UN Report: 90% of Global E-Waste Illegally Traded or Dumped
Up to 90 percent of the world's e-waste is illegally traded or dumped each year, according to the UN Environment Programme.
According to BusinessGreen:
Exporting hazardous waste from EU and Organisation for Economic Co-operation and Development (OECD) Member States to non-OECD countries is banned. However, UNEP says thousands of tonnes of e-waste are falsely declared as second-hand goods and exported from developed to developing countries, including waste batteries falsely described as plastic or mixed metal scrap, and cathode ray tubes and computer monitors misleadingly declared as metal scrap.
African and Asian countries such as Ghana, Nigeria, China, Pakistan, India, and Vietnam are turning into illegal e-waste hubs, bypassing the legitimate global waste and recycling market that is thought to be worth $410bn a year.
Last month, a different report named the U.S. and China was the worst e-waste culprits.
One of the major challenges in dealing with e-waste in the U.S. is the disposal of old CRT televisions and monitors.
In a column for Waste360, Jason Linnell wrote:
The problem for the recycling industry is that all of those CRTs still need to be collected and properly recycled. And since the markets for making new CRTs from the materials in old CRTs went away many years ago as Americans upgraded to new display technologies, the downstream options are limited.

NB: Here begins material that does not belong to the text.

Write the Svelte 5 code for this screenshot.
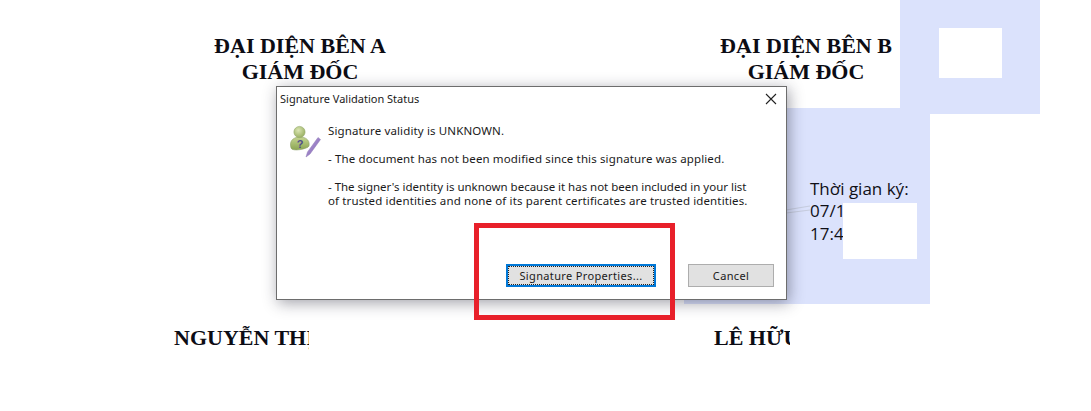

The challenge is primarily in recycling the glass in a CRT, which comprises the bulk of the weight and contains a leaded portion. And even before worrying about proper markets for those materials is the problem of physically collecting and transporting these cumbersome and heavy tubes that have been dispersed in households during the past 60 to 70 years. Some CRT projection TVs can weigh more than 200 pounds.